GOAL: Lines containing the string "React" are to be counted; report the total by itself.

INFORMATION SHOWN:
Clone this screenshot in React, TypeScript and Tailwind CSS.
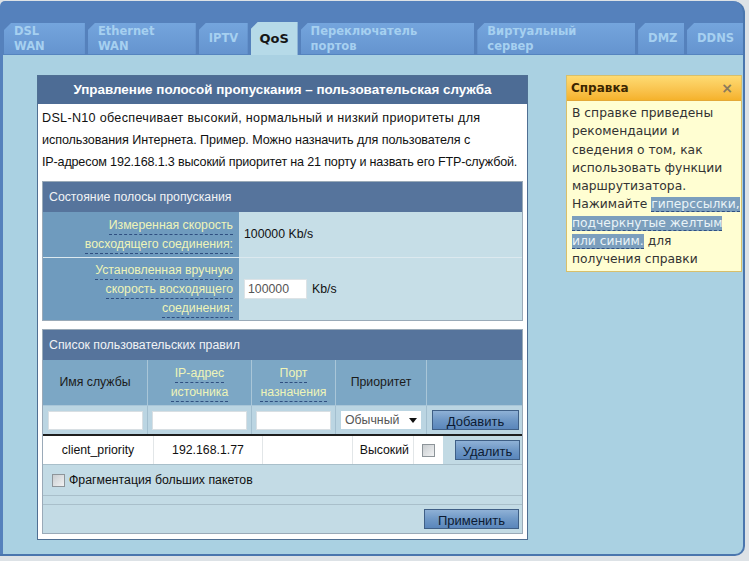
import React from 'react';

const SANS = "font-['Liberation_Sans',Arial,sans-serif]";
const VERDANA = "font-['DejaVu_Sans',Verdana,sans-serif]";

const TABS = [
  { label: ['DSL', 'WAN'], w: 'w-[81px]' },
  { label: ['Ethernet', 'WAN'], w: 'w-[108px]' },
  { label: ['IPTV'], w: 'w-[49px]' },
  { label: ['QoS'], w: 'w-[47px]', active: true },
  { label: ['Переключатель', 'портов'], w: 'w-[174px]' },
  { label: ['Виртуальный', 'сервер'], w: 'w-[158px]' },
  { label: ['DMZ'], w: 'w-[46px]' },
  { label: ['DDNS'], w: 'w-[56px]' },
];

function Tab({ label, w, active }: { label: string[]; w: string; active?: boolean }) {
  if (active) {
    return (
      <div
        className={`${w} h-[33px] bg-[#b6dae8] flex items-center justify-center text-[13px] font-bold text-[#161616] [clip-path:polygon(7px_0,100%_0,100%_100%,0_100%,0_7px)]`}
      >
        {label[0]}
      </div>
    );
  }
  return (
    <div
      className={`${w} h-[32px] bg-gradient-to-b from-[#74a5dd] to-[#6594cf] border-b border-[#5584bf] flex flex-col justify-center pl-[10px] text-[11.5px] leading-[15px] font-bold text-[#a6d0f0] [clip-path:polygon(7px_0,100%_0,100%_100%,0_100%,0_7px)]`}
    >
      {label.map((l) => (
        <span key={l}>{l}</span>
      ))}
    </div>
  );
}

function HelpLabel({ lines, center }: { lines: string[]; center?: boolean }) {
  return (
    <div className={`flex flex-col ${center ? 'items-center' : 'items-end'}`}>
      {lines.map((l) => (
        <span key={l} className="border-b border-dashed border-[#2f4f80] leading-[18px]">
          {l}
        </span>
      ))}
    </div>
  );
}

function Checkbox() {
  return (
    <span className="inline-block w-[13px] h-[13px] border border-[#8d9499] bg-gradient-to-br from-[#c9cdd0] to-[#f1f2f3]" />
  );
}

function Btn({ children, w }: { children: React.ReactNode; w: string }) {
  return (
    <button
      className={`${w} h-[20px] border border-[#3f5f86] bg-gradient-to-b from-[#8fb1d6] via-[#6f98c6] to-[#5a86bb] text-[13px] leading-none text-[#0c1b33] flex items-end justify-center pb-[1px]`}
    >
      {children}
    </button>
  );
}

export default function App() {
  return (
    <div className={`w-[749px] h-[561px] bg-[#dde2e6] overflow-hidden ${SANS}`}>
      <div className="w-[745px] h-[555px] mt-[1px] bg-[#5581bc] rounded-tl-[5px] rounded-tr-[12px] rounded-br-[10px] border-r-2 border-b-2 border-[#4a76ae] flex flex-col overflow-hidden">
        {/* tabs */}
        <div className={`h-[54px] shrink-0 pl-[4px] flex items-end gap-[3px] ${VERDANA}`}>
          {TABS.map((t) => (
            <Tab key={t.label.join()} {...t} />
          ))}
        </div>

        {/* content */}
        <div className="flex-1 min-h-0 ml-[3px] bg-[#aad1e2] flex items-start pl-[34px] pt-[20px] gap-[38px]">
          {/* main panel */}
          <div className="w-[491px] shrink-0 bg-white border border-[#4f6f93] pb-[5px]">
            <div className="h-[28px] bg-[#4d6c95] text-white text-[13.4px] font-bold flex items-center justify-center">
              Управление полосой пропускания – пользовательская служба
            </div>
            <div className="px-[4px]">
              <div className="text-[12.6px] leading-[22px] text-[#111] pt-[3px] pb-[8px] whitespace-nowrap">
                <p className="tracking-[0.3px]">DSL-N10 обеспечивает высокий, нормальный и низкий приоритеты для</p>
                <p className="tracking-[-0.08px]">использования Интернета. Пример. Можно назначить для пользователя с</p>
                <p className="tracking-[-0.18px]">
                  IP-адресом 192.168.1.3 высокий приоритет на 21 порту и назвать его FTP-службой.
                </p>
              </div>

              {/* bandwidth state */}
              <div className="border border-[#9aaab8] text-[12.3px]">
                <div className="h-[30px] bg-[#56749c] text-[#f1f3f5] pl-[6px] flex items-center">
                  Состояние полосы пропускания
                </div>
                <div className="flex h-[45px]">
                  <div className="w-[196px] bg-[#6f9bbe] text-[#eef4b8] pr-[6px] flex items-center justify-end text-right">
                    <HelpLabel lines={['Измеренная скорость', 'восходящего соединения:']} />
                  </div>
                  <div className="flex-1 bg-[#c6dee7] pl-[5px] flex items-center text-[#111]">100000 Kb/s</div>
                </div>
                <div className="flex h-[63px] border-t border-[#dce9ef]">
                  <div className="w-[196px] bg-[#6f9bbe] text-[#eef4b8] pr-[6px] flex items-center justify-end text-right">
                    <HelpLabel lines={['Установленная вручную', 'скорость восходящего', 'соединения:']} />
                  </div>
                  <div className="flex-1 bg-[#c6dee7] pl-[5px] flex items-center gap-[5px] text-[#111]">
                    <span className="w-[63px] h-[20px] bg-white border border-[#dde3e6] pl-[3px] text-[#555] flex items-center">
                      100000
                    </span>
                    Kb/s
                  </div>
                </div>
              </div>

              {/* rules list */}
              <div className="mt-[8px] border border-[#9aaab8] text-[12.3px]">
                <div className="h-[30px] bg-[#56749c] text-[#f1f3f5] pl-[6px] flex items-center">
                  Список пользовательских правил
                </div>
                <div className="flex h-[45px] bg-[#7ca7c5] text-center">
                  <div className="w-[105px] flex items-center justify-center text-[#1b1b1b] border-r border-[#a9c6d8]">
                    Имя службы
                  </div>
                  <div className="w-[104px] flex items-center justify-center text-[#eef4b8] border-r border-[#a9c6d8]">
                    <HelpLabel center lines={['IP-адрес', 'источника']} />
                  </div>
                  <div className="w-[84px] flex items-center justify-center text-[#eef4b8] border-r border-[#a9c6d8]">
                    <HelpLabel center lines={['Порт', 'назначения']} />
                  </div>
                  <div className="w-[91px] flex items-center justify-center text-[#1b1b1b] border-r border-[#a9c6d8]">
                    Приоритет
                  </div>
                  <div className="flex-1" />
                </div>
                <div className="flex h-[29px] bg-[#bbd5e2] items-center border-t border-[#a9c6d8]">
                  <div className="w-[105px] h-full flex items-center justify-center border-r border-[#a3bfcf]">
                    <span className="w-[95px] h-[19px] bg-white border border-[#d8dfe3]" />
                  </div>
                  <div className="w-[104px] h-full flex items-center justify-center border-r border-[#a3bfcf]">
                    <span className="w-[95px] h-[19px] bg-white border border-[#d8dfe3]" />
                  </div>
                  <div className="w-[84px] h-full flex items-center justify-center border-r border-[#a3bfcf]">
                    <span className="w-[75px] h-[19px] bg-white border border-[#d8dfe3]" />
                  </div>
                  <div className="w-[91px] h-full flex items-center justify-center border-r border-[#a3bfcf]">
                    <span className="w-[80px] h-[18px] bg-white flex items-center justify-between pl-[4px] pr-[4px] text-[#555]">
                      Обычный
                      <svg width="8" height="5" viewBox="0 0 8 5">
                        <path d="M0 0h8L4 5z" fill="#111" />
                      </svg>
                    </span>
                  </div>
                  <div className="flex-1 flex items-center justify-end pr-[3px]">
                    <Btn w="w-[87px]">Добавить</Btn>
                  </div>
                </div>
                <div className="flex h-[30px] bg-white border-t-2 border-[#1e1e1e] text-[#111]">
                  <div className="w-[111px] flex items-center justify-center border-r border-[#e2e6e8]">client_priority</div>
                  <div className="w-[109px] flex items-center justify-center border-r border-[#e2e6e8]">192.168.1.77</div>
                  <div className="w-[90px] border-r border-[#e2e6e8]" />
                  <div className="w-[61px] flex items-center justify-end pr-[4px] border-r border-[#e2e6e8]">Высокий</div>
                  <div className="w-[29px] flex items-center justify-center">
                    <Checkbox />
                  </div>
                  <div className="flex-1 bg-[#c2dae4] flex items-center pl-[12px]">
                    <Btn w="w-[65px]">Удалить</Btn>
                  </div>
                </div>
                <div className="h-[31px] bg-[#c3dbe5] border-t border-[#a9bfca] flex items-center gap-[4px] pl-[9px] text-[#111]">
                  <Checkbox />
                  Фрагментация больших пакетов
                </div>
                <div className="h-[9px] bg-[#c3dbe5] border-t border-[#a9bfca]" />
                <div className="h-[29px] bg-[#c3dbe5] border-t border-[#a9bfca] flex items-center justify-end pr-[3px]">
                  <Btn w="w-[95px]">Применить</Btn>
                </div>
              </div>
            </div>
          </div>

          {/* help box */}
          <div className={`w-[176px] h-[197px] shrink-0 bg-[#fffed2] border border-[#d7bf6c] ${VERDANA}`}>
            <div className="h-[25px] bg-gradient-to-b from-[#fedb72] to-[#f5b22a] border-b border-[#e3a838] px-[4px] flex items-center justify-between">
              <span className="text-[12px] font-bold text-[#3b2600]">Справка</span>
              <span className="text-[14px] font-bold text-[#8a7a5c] pr-[4px]">×</span>
            </div>
            <div className="px-[5px] pt-[3px] text-[12.3px] leading-[18.3px] text-[#333] whitespace-nowrap">
              В справке приведены
              <br />
              рекомендации и
              <br />
              сведения о том, как
              <br />
              использовать функции
              <br />
              маршрутизатора.
              <br />
              Нажимайте{' '}
              <span className="bg-[#7c9fbd] text-[#e9f3f7] border-b border-dashed border-[#2f4f80]">гиперссылки,</span>
              <br />
              <span className="bg-[#7c9fbd] text-[#e9f3f7] border-b border-dashed border-[#2f4f80]">подчеркнутые желтым</span>
              <br />
              <span className="bg-[#7c9fbd] text-[#e9f3f7] border-b border-dashed border-[#2f4f80]">или синим.</span> для
              <br />
              получения справки
            </div>
          </div>
        </div>
      </div>
    </div>
  );
}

RESULT OF THE TASK: 3